Blended learning for acquiring skills at work

Last year, the E-Mas joint project was launched at the FIR Institute for Industrial Management at RWTH Aachen University. The objective of the E-Mas programme is to create comprehensive continuing education provision to provide skilled workers, personnel development officers and operations managers employed in Mexico's automotive industry with efficient and effective advanced production management continuing training.

Also involved in the programme with the FIR are the German MTM Association (DMTMV), the WBA Tooling Academy Aachen (WBA), the Lean Enterprise Institute (LEI) and local partner the Instituto Tecnológico y de Estudios Superiores de Monterrey (ITESM).

The E-Mas project aims to develop comprehensive and integrated continuing education provision around "tactical and operational production management" for the Mexican automotive industry. This provision should not only be tailored to the individual needs of automotive manufacturers and suppliers, but also specifically geared towards the situation in Mexico. To do this, the FIR has designed a survey tool that will be used this November to conduct a detailed market analysis and needs assessment in the country.

Ensuring that the provision perfectly matches requirements is a way to counteract the growing skills shortage being felt at middle management level in the Mexican automotive sector and thus help companies navigate the potential shift to Industry 4.0. The E-Mas programme is designed to meet four key objectives: productivity, continuous process innovation, adaptable technical systems and employee well-being.

The programme is not only innovative in that it brings together well-respected partners and provides redesigned courses, but also with its blended learning concept for how the content is actually delivered: a wide variety of both traditional and modern teaching and learning methods are combined to create a very special kind of knowledge transfer. Course content is provided via a digital learning platform so participants can retrieve it at any time and from anywhere.

Each partner offers its own certification course: Workplace Innovation (FIR), Productivity Management and Industrial Engineering (DMTMV), Tooling Management (WBA) and Lean Management Methods for Industry 4.0 (LEI). Project Coordinator Roman Senderek from FIR explains further: "Our provision has a modular structure in line with the four central subject areas, so we will be able to help German automotive manufacturers and suppliers who do business in Mexico in particular to provide their operations managers with continuing education and training. We also plan to target our provision to the specific needs of our customers and make the qualifications they will need to participate in the various courses available in advance via e-learning modules, for example."

The FIR certification course currently under development builds on the results of ELIAS, a successful joint project run by the BMBF (Federal Ministry of Education and Research), which developed work-related learning concepts for a range of companies, including some from the automotive industry. This course is called "Chief Workplace Innovation Manager – shaping future-oriented workplaces, developing skills at work".

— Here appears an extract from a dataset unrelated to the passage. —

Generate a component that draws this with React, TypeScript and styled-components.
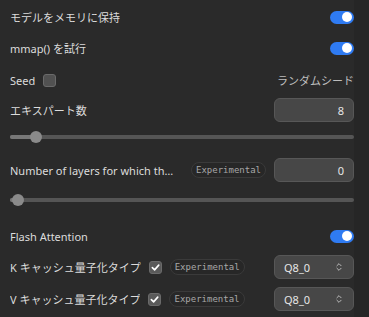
import React from "react";
import styled, { createGlobalStyle } from "styled-components";
import { ChevronsUpDown } from "lucide-react";

const GlobalStyle = createGlobalStyle`
  html, body {
    margin: 0;
    padding: 0;
    background: #2a2a2a;
  }
  body {
    font-family: "Noto Sans", "Noto Sans CJK JP", sans-serif;
    color: #dcdcdc;
  }
`;

const Page = styled.div`
  display: flex;
  width: 369px;
  height: 317px;
  overflow: hidden;
`;

const Panel = styled.div`
  flex: 1;
  display: flex;
  flex-direction: column;
  padding: 5px 0 0 10px;
  min-width: 0;
`;

const Gutter = styled.div`
  width: 15px;
  background: #262626;
`;

const Row = styled.div<{ $mt?: number }>`
  display: flex;
  align-items: center;
  gap: 8px;
  height: 24px;
  margin-top: ${(p) => p.$mt ?? 7}px;
`;

const Label = styled.span<{ $grow?: boolean }>`
  font-size: 11px;
  white-space: nowrap;
  overflow: hidden;
  text-overflow: ellipsis;
  flex: ${(p) => (p.$grow ? "1" : "0 0 auto")};
  min-width: 0;
  padding-right: ${(p) => (p.$grow ? "8px" : "0")};
`;

const Spacer = styled.div`
  flex: 1;
`;

const Hint = styled.span`
  font-size: 11px;
  color: #bdbdbd;
`;

const Toggle = styled.div`
  width: 24px;
  height: 13px;
  border-radius: 7px;
  background: #2f7bf2;
  display: flex;
  align-items: center;
  justify-content: flex-end;
  padding: 0 2px;
  box-sizing: border-box;
`;

const Knob = styled.div`
  width: 10px;
  height: 10px;
  border-radius: 50%;
  background: #fff;
`;

const Check = styled.div<{ $on?: boolean }>`
  width: 13px;
  height: 13px;
  box-sizing: border-box;
  border-radius: 3px;
  background: ${(p) => (p.$on ? "#5a5a5a" : "#515151")};
  border: 1px solid #6a6a6a;
  display: flex;
  align-items: center;
  justify-content: center;
`;

const Field = styled.div`
  width: 80px;
  height: 24px;
  box-sizing: border-box;
  border-radius: 6px;
  background: #474747;
  border: 1px solid #575757;
  display: flex;
  align-items: center;
  padding: 0 9px;
  font-size: 11px;
  color: #e6e6e6;
`;

const NumberField = styled(Field)`
  justify-content: flex-end;
`;

const SelectField = styled(Field)`
  justify-content: space-between;
`;

const Badge = styled.span`
  font-family: "DejaVu Sans Mono", monospace;
  font-size: 9px;
  color: #a8a8a8;
  border: 1px solid #3a3a3a;
  background: #272727;
  border-radius: 8px;
  padding: 1px 4px;
  line-height: 12px;
  white-space: nowrap;
`;

const SliderWrap = styled.div<{ $mt: number }>`
  position: relative;
  height: 14px;
  margin-top: ${(p) => p.$mt}px;
  display: flex;
  align-items: center;
`;

const Track = styled.div`
  width: 100%;
  height: 4px;
  border-radius: 2px;
  background: #555;
  overflow: hidden;
`;

const Fill = styled.div`
  height: 100%;
  background: #777;
`;

const Thumb = styled.div`
  position: absolute;
  top: 1px;
  width: 12px;
  height: 12px;
  border-radius: 50%;
  background: #8a8a8a;
  margin-left: -6px;
`;

const Switch = () => (
  <Toggle>
    <Knob />
  </Toggle>
);

const CheckMark = () => (
  <svg width="9" height="9" viewBox="0 0 10 10">
    <path d="M1.5 5.2 L4 7.6 L8.6 2.4" fill="none" stroke="#fff" strokeWidth="1.8" strokeLinecap="round" strokeLinejoin="round" />
  </svg>
);

const Slider = ({ pos, mt }: { pos: number; mt: number }) => (
  <SliderWrap $mt={mt}>
    <Track>
      <Fill style={{ width: `${pos}px` }} />
    </Track>
    <Thumb style={{ left: `${pos}px` }} />
  </SliderWrap>
);

const Select = ({ value }: { value: string }) => (
  <SelectField>
    <span>{value}</span>
    <ChevronsUpDown size={10} strokeWidth={2} color="#cfcfcf" />
  </SelectField>
);

export default function App() {
  return (
    <Page>
      <GlobalStyle />
      <Panel>
        <Row $mt={0}>
          <Label>モデルをメモリに保持</Label>
          <Spacer />
          <Switch />
        </Row>
        <Row>
          <Label>mmap() を試行</Label>
          <Spacer />
          <Switch />
        </Row>
        <Row $mt={8}>
          <Label>Seed</Label>
          <Check />
          <Spacer />
          <Hint>ランダムシード</Hint>
        </Row>
        <Row $mt={6}>
          <Label>エキスパート数</Label>
          <Spacer />
          <NumberField>8</NumberField>
        </Row>
        <Slider pos={26} mt={8} />
        <Row $mt={14}>
          <Label $grow>Number of layers for which the experts are kept on CPU</Label>
          <Badge>Experimental</Badge>
          <NumberField>0</NumberField>
        </Row>
        <Slider pos={8} mt={11} />
        <Row $mt={17}>
          <Label>Flash Attention</Label>
          <Spacer />
          <Switch />
        </Row>
        <Row $mt={7}>
          <Label>K キャッシュ量子化タイプ</Label>
          <Check $on>
            <CheckMark />
          </Check>
          <Badge>Experimental</Badge>
          <Spacer />
          <Select value="Q8_0" />
        </Row>
        <Row $mt={8}>
          <Label>V キャッシュ量子化タイプ</Label>
          <Check $on>
            <CheckMark />
          </Check>
          <Badge>Experimental</Badge>
          <Spacer />
          <Select value="Q8_0" />
        </Row>
      </Panel>
      <Gutter />
    </Page>
  );
}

As part of the E-Mas programme, it is designed to give operations managers and personnel development officers the skills they need to create structures that encourage learning, help to implement those structures in practice and successfully integrate them into existing workflows. Participants will learn how to evaluate traditional and technology-enhanced work-related learning solutions in terms of what benefits they can offer in different applications, as well as how to implement them effectively.

Traditional types of learning to be considered would be, for example, coaching and mentoring programmes, learning stages or solutions with a more organisational focus, such as CIP teams and gemba walks. On the technology-enhanced side, things like wikis, social learning and the design of wizard systems that encourage learning come to the fore. The skills provided around "work-related learning and designing working environments that encourage learning" will enable participants to implement learning solutions for their production employees and significantly improve how the workforce learns on the job.

The course will also look at socio-cultural differences and the characteristics of the German-Mexican working relationship. Senderek has this to say: "The initial findings of our investigations indicate that cultural differences are one of the main challenges for German companies doing business in Mexico and can manifest in a very high turnover of staff, for example."

Project Coordinator Senderek, who has experience of Latin America, goes on to explain: "Creating awareness on both sides is one of the key prerequisites for successful cooperation between Germany and Latin America; this is where comparative management approaches can come in useful, which we will also cover in our course."

In addition, the FIR will address the systematic development of blended-learning continuing education offerings for export purposes, from the perspective of service research. Based on the application of the E-Mas continuing education programme, a general procedure model will be made available in the form of a guideline and a digital planning tool for other companies and institutions interested in exporting continuing education.